It is Time to End the Political Crisis in Haiti
It is Time to End the Political Crisis in Haiti
Ambassador Peter DeShazo, U.S. Deputy Permanent
Representative to the Organization of American States
Remarks to the Permanent Council Special Session on Haiti
April 29, 2003
Ambassador DeShazo: Mr. Chairman, the United States expresses its thanks to the Chair for convening this important special session of the Permanent Council. Our delegation offers its gratitude to the members of the OAS-CARICOM (Caribbean Common Market) delegation that visited Haiti March 19-20, whose work has done much to advance the deliberations of this Council, and to the OAS Special Mission for the informative report it submitted April 2. We note with particular appreciation the presence with us today of the Honorable Julian Hunte, Minister of External Affairs of St. Lucia, the Honorable Fred Mitchell, Foreign Minister of the Bahamas, and Ambassador Sergio Romero Cuevas, from the Ministry of Foreign Affairs of Mexico. Their contributions are most welcome.
Mr. Chairman, it is time for Haiti to end the political crisis that has hindered the social and economic development of the Haitian people since the flawed elections of May 2000.
During its March visit to Haiti, the OAS-CARICOM delegation delivered a strong, unequivocal message that Resolution 822 is the only way out of Haiti's political impasse. The delegation detailed clearly to the Government of Haiti concrete steps it should take to fulfill the commitments it undertook in Resolution 822, including arrest of Amiot Metayer, professionalization of the police leadership in full consultation with the OAS Special Mission, and implementation of disarmament measures, among others.
The delegation also made clear to the opposition and civil society their obligation to participate in the formation of an independent, neutral, and credible Provisional Electoral Council (CEP) once the government had taken those steps. It emphasized that the international community would not support efforts to remove President Aristide through violent confrontation or any non-democratic means.
At its April 12 meeting in Miami, the delegation evaluated the reactions to its March visit by both the Government and the opposition and civil society. The delegation was united in its conclusions. It found that the government of Haiti had not taken certain essential steps, and had undertaken others in a way that did not contribute to creation of a climate of security. The points made by the delegation to the government in March remain valid and we call on the government to act on them urgently.
The delegation also concluded that the opposition and civil society had made no commitment to form the CEP once the government took the concrete steps urged by the delegation. These points made by the delegation also remain valid.
Mr. Chairman, the United States, along with all the members of the OAS-CARICOM delegation, remains firmly committed to the democratic process set out under Resolution 822. The continued engagement of the international community is vital - in the form of the OAS Special Mission and ongoing efforts of the International Financial Institutions to reach agreement with the government on normalizing economic relations. Full support for the OAS Special Mission will be critical in assisting the government to meet the terms of reference that have been negotiated for disarmament, electoral security, professional development of the Haitian National Police, and elections.

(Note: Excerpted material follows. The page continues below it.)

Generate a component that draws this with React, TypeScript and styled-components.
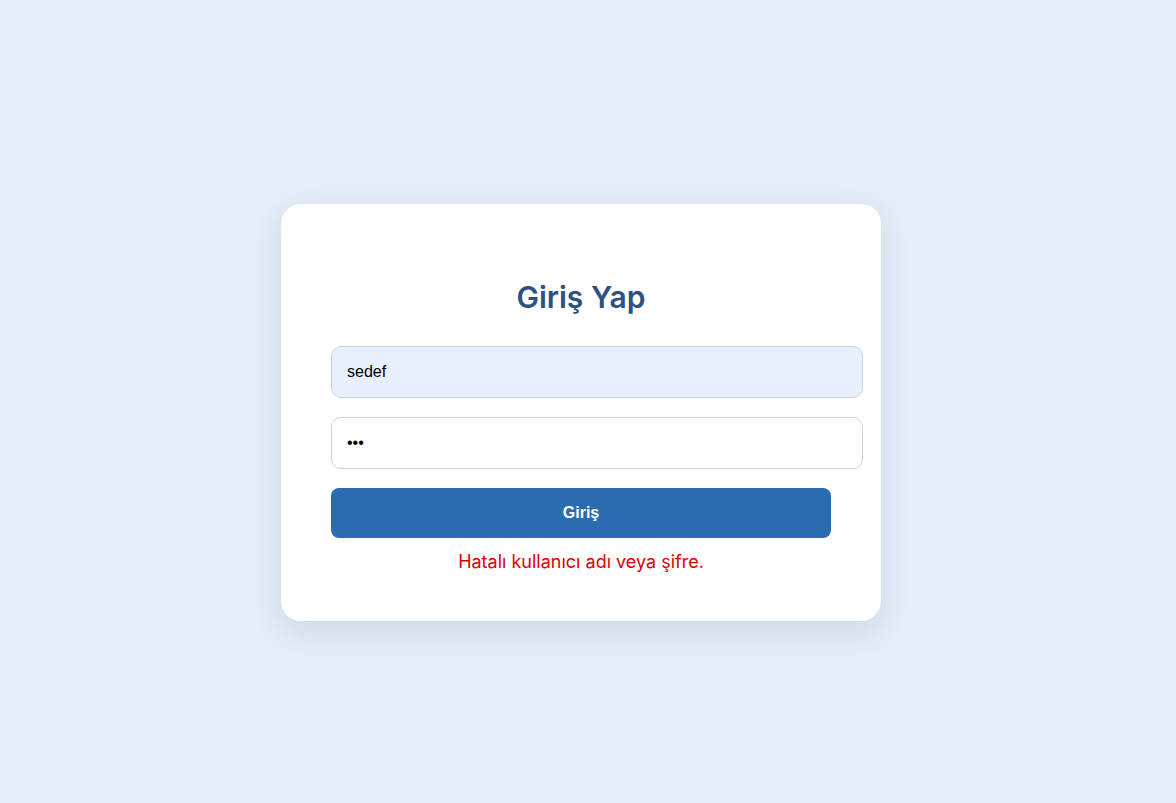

While the political crisis continues, the people of Haiti continue to suffer through social and economic distress. To help alleviate this suffering, the United States has long provided humanitarian assistance to the people of Haiti and remains committed to providing additional humanitarian resources in the near future.
Mr. Chairman, the United States fully supports the various instruments of the inter-American system designed to uphold democracy in the hemisphere, including the Inter-American Democratic Charter. Positive, concrete actions, or the lack thereof, on the part of the government of Haiti, as well as the opposition and civil society, will help member states determine which of those instruments to apply so as to assist Haitians in resolving their political crisis. We join with other representatives of the OAS/CARICOM delegation to Haiti in reiterating that the democratic process under Resolution 822 must continue. This is the clear path forward for all Haitians.
The United States hopes that when the member states of the OAS take up the topic of "The Situation in Haiti" at the June General Assembly to take appropriate decisions, we will be able to note that considerable progress has been made and that the democratic process is again underway in Haiti through the formation of an independent, neutral and credible CEP.